Multi-fidelity Bayesian neural networks for complex aircraft configurations: CRM and M6 case studies

Abstract

In practical engineering, the fidelity of aerodynamic data for aircraft is often proportional to its acquisition cost, leading to a scarcity of high-fidelity (HF) data. Data fusion addresses this challenge by strategically integrating abundant low-fidelity (LF) data with limited HF data, enabling high-accuracy predictions at reduced costs. This approach effectively balances cost and fidelity trade-offs in diverse engineering applications. Building upon our previous work that introduced a Multi-Fidelity Bayesian Neural Network (MFBNN) model for aerodynamic data fusion, the present study introduces several key innovations to enhance its practicality. This work extends MFBNN’s applicability, elucidates the effects of data quality on model performance, and integrates transfer learning to improve generalization and efficiency in practical aerodynamic modeling.
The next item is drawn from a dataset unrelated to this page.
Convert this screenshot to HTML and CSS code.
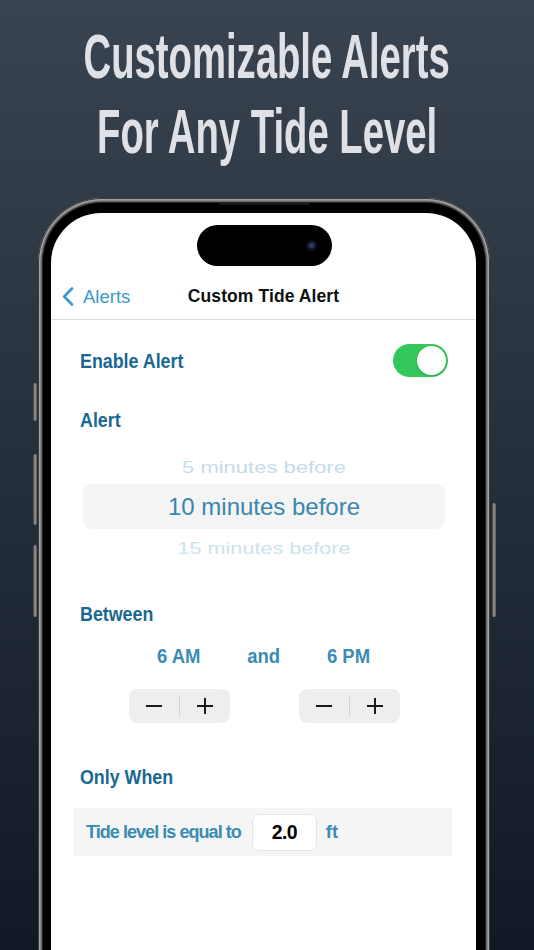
FILE: index.html
```html
<!DOCTYPE html>
<html lang="en">
<head>
<meta charset="utf-8">
<title>Customizable Alerts</title>
<link rel="stylesheet" href="styles.css">
</head>
<body>
<header class="hero">
  <span class="hero-line">Customizable Alerts</span>
  <span class="hero-line">For Any Tide Level</span>
</header>
<div class="phone">
  <span class="side side-l1"></span>
  <span class="side side-l2"></span>
  <span class="side side-l3"></span>
  <span class="side side-r1"></span>
  <span class="speaker"></span>
  <div class="screen">
    <div class="island"><span class="cam"></span></div>
    <nav class="nav">
      <div class="nav-row">
        <div class="back">
          <svg class="chev" width="12" height="19" viewBox="0 0 12 19"><polyline points="10,1.5 2.2,9.5 10,17.5" fill="none" stroke="#3d9ac8" stroke-width="2.6" stroke-linecap="round" stroke-linejoin="round"/></svg>
          <span>Alerts</span>
        </div>
        <div class="nav-title">Custom Tide Alert</div>
        <div></div>
      </div>
    </nav>
    <main class="content">
      <div class="toggle-row">
        <span class="label">Enable Alert</span>
        <span class="switch"><span class="knob"></span></span>
      </div>
      <div class="label-row alert-label"><span class="label">Alert</span></div>
      <div class="picker">
        <div class="pick pick-prev">5 minutes before</div>
        <div class="pick pick-sel">10 minutes before</div>
        <div class="pick pick-next">15 minutes before</div>
      </div>
      <div class="label-row between-label"><span class="label">Between</span></div>
      <div class="range">
        <span class="time"><span class="time-text">6 AM</span></span>
        <span class="time"><span class="time-text">and</span></span>
        <span class="time"><span class="time-text">6 PM</span></span>
        <div class="stepper">
          <span class="minus"></span><span class="div"></span><span class="plus"></span>
        </div>
        <div></div>
        <div class="stepper">
          <span class="minus"></span><span class="div"></span><span class="plus"></span>
        </div>
      </div>
      <div class="label-row only-label"><span class="label">Only When</span></div>
      <div class="cond">
        <span class="cond-text">Tide level is equal to</span>
        <span class="cond-input">2.0</span>
        <span class="cond-unit">ft</span>
      </div>
    </main>
  </div>
</div>
</body>
</html>
```

FILE: styles.css
```css
html, body {
  margin: 0;
  padding: 0;
}
body {
  width: 534px;
  height: 950px;
  overflow: hidden;
  background: linear-gradient(180deg, #3a4350 0%, #27303d 45%, #101925 100%);
  font-family: "Liberation Sans", Arial, sans-serif;
}
.hero {
  display: flex;
  flex-direction: column;
  align-items: center;
  padding-top: 19px;
  height: 150px;
  overflow: hidden;
  font-family: "Liberation Sans", Arial, sans-serif;
  font-weight: 700;
  font-size: 63px;
  line-height: 75px;
  color: #dfe1e6;
}
.hero-line {
  display: block;
  white-space: nowrap;
  transform: scaleX(0.607);
  transform-origin: center;
}
.phone {
  position: relative;
  margin: 29px 0 0 38px;
  width: 452px;
  height: 820px;
  box-sizing: border-box;
  padding: 15px 14px 0 13px;
  border-radius: 64px;
  background: #000;
  box-shadow:
    inset 0 0 0 1px #3c3c3c,
    inset 0 0 0 2.5px #a3a3a3,
    inset 0 0 0 4px #6a6a6a,
    inset 0 0 0 5px #262626;
}
.side {
  position: absolute;
  width: 4px;
  border-radius: 2px;
  background: linear-gradient(90deg, #3a3a3a, #9a9a9a 50%, #555);
}
.side-l1 { left: -5px; top: 185px; height: 38px; }
.side-l2 { left: -5px; top: 256px; height: 71px; }
.side-l3 { left: -5px; top: 347px; height: 72px; }
.side-r1 { right: -6px; top: 305px; height: 114px; }
.speaker {
  position: absolute;
  left: 181px;
  top: 5px;
  width: 91px;
  height: 2px;
  border-radius: 1px;
  background: #1a1a1a;
}
.screen {
  position: relative;
  width: 425px;
  height: 805px;
  background: #fff;
  border-radius: 50px 50px 0 0;
  overflow: hidden;
}
.island {
  position: absolute;
  left: 146px;
  top: 12px;
  width: 135px;
  height: 41px;
  border-radius: 21px;
  background: #000;
}
.cam {
  position: absolute;
  right: 15px;
  top: 15px;
  width: 11px;
  height: 11px;
  border-radius: 50%;
  background: radial-gradient(circle, #2a3a6a 0 2px, #141a2c 3px, #0a0a12 6px);
}
.nav {
  padding-top: 61px;
  border-bottom: 1px solid #dcdcdc;
}
.nav-row {
  height: 45px;
  display: grid;
  grid-template-columns: 1fr auto 1fr;
  align-items: center;
}
.back {
  display: flex;
  align-items: center;
  gap: 9px;
  padding-left: 11px;
  font-size: 18.5px;
  color: #3d9ac8;
}
.chev {
  display: block;
}
.nav-title {
  font-size: 17.5px;
  font-weight: 700;
  color: #111;
  letter-spacing: 0.1px;
}
.content {
  padding: 0 28px 0 29px;
}
.label-row {
  height: 24px;
}
.label {
  display: inline-block;
  font-size: 20.5px;
  line-height: 24px;
  font-weight: 700;
  color: #1a6892;
  white-space: nowrap;
  transform: scaleX(0.87);
  transform-origin: left center;
}
.toggle-row {
  margin-top: 24px;
  height: 33px;
  display: flex;
  align-items: center;
  justify-content: space-between;
}
.switch {
  width: 55px;
  height: 33px;
  box-sizing: border-box;
  padding: 2px;
  border-radius: 17px;
  background: #34c759;
  display: flex;
  justify-content: flex-end;
}
.knob {
  width: 29px;
  height: 29px;
  border-radius: 50%;
  background: #fff;
  box-shadow: 0 1px 3px rgba(0, 0, 0, 0.18);
}
.alert-label {
  margin-top: 31px;
}
.picker {
  margin: 20px 3px 0;
  height: 103px;
  overflow: hidden;
  display: flex;
  flex-direction: column;
  text-align: center;
}
.pick {
  flex: none;
  white-space: nowrap;
}
.pick-prev {
  height: 32px;
  line-height: 32px;
  font-size: 22px;
  color: #c5dce8;
  transform: scaleY(0.74);
}
.pick-sel {
  height: 45px;
  line-height: 45px;
  border-radius: 9px;
  background: #f4f4f5;
  font-size: 24px;
  color: #3a86ad;
}
.pick-next {
  height: 40px;
  line-height: 40px;
  font-size: 21.6px;
  color: #cde2ec;
  transform: scaleY(0.78);
}
.between-label {
  margin-top: 47px;
}
.range {
  margin-top: 18px;
  display: grid;
  grid-template-columns: 101px 69px 101px;
  justify-content: center;
  row-gap: 21px;
}
.time {
  display: flex;
  justify-content: center;
  height: 24px;
}
.time-text {
  display: block;
  font-size: 21px;
  line-height: 24px;
  font-weight: 700;
  color: #3b8cb2;
  white-space: nowrap;
  transform: scaleX(0.88);
  transform-origin: center;
}
.stepper {
  height: 34px;
  border-radius: 8px;
  background: #eeeeef;
  display: flex;
  align-items: center;
}
.minus, .plus {
  position: relative;
  flex: 1;
  height: 34px;
}
.minus::before, .plus::before, .plus::after {
  content: "";
  position: absolute;
  left: 50%;
  top: 50%;
  background: #1a1a1a;
}
.minus::before, .plus::before {
  width: 16px;
  height: 2px;
  margin: -1px 0 0 -8px;
}
.plus::after {
  width: 2px;
  height: 16px;
  margin: -8px 0 0 -1px;
}
.div {
  width: 1px;
  height: 19px;
  background: #d2d2d4;
}
.only-label {
  margin-top: 42px;
}
.cond {
  margin: 19px -4px 0 -6px;
  height: 48px;
  padding-left: 12px;
  background: #f5f5f5;
  display: flex;
  align-items: center;
}
.cond-text {
  font-size: 18px;
  font-weight: 700;
  letter-spacing: -0.95px;
  color: #3b8cb2;
}
.cond-input {
  margin-left: 11px;
  width: 65px;
  height: 37px;
  box-sizing: border-box;
  border: 1px solid #e4e4e4;
  border-radius: 7px;
  background: #fff;
  display: flex;
  align-items: center;
  justify-content: center;
  font-size: 19.5px;
  font-weight: 700;
  letter-spacing: -0.6px;
  color: #000;
}
.cond-unit {
  margin-left: 9px;
  font-size: 18.5px;
  font-weight: 700;
  color: #3b8cb2;
}
```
Specifically, we investigate key technical challenges in practical MFBNN deployment, including (1) the impact of HF dataset size on model performance, providing guidance for optimal HF data selection; (2) the use of transfer learning (TL) to expedite model adaptation for new flow conditions; and (3) the extension of MFBNN’s input dimensions to four and five by incorporating inflow parameters (Mach number and angle of attack). The results demonstrate the MFBNN’s capability to construct robust, generalized data fusion models adaptable to varying flow conditions, highlighting its potential for real-world aerodynamic design and analysis.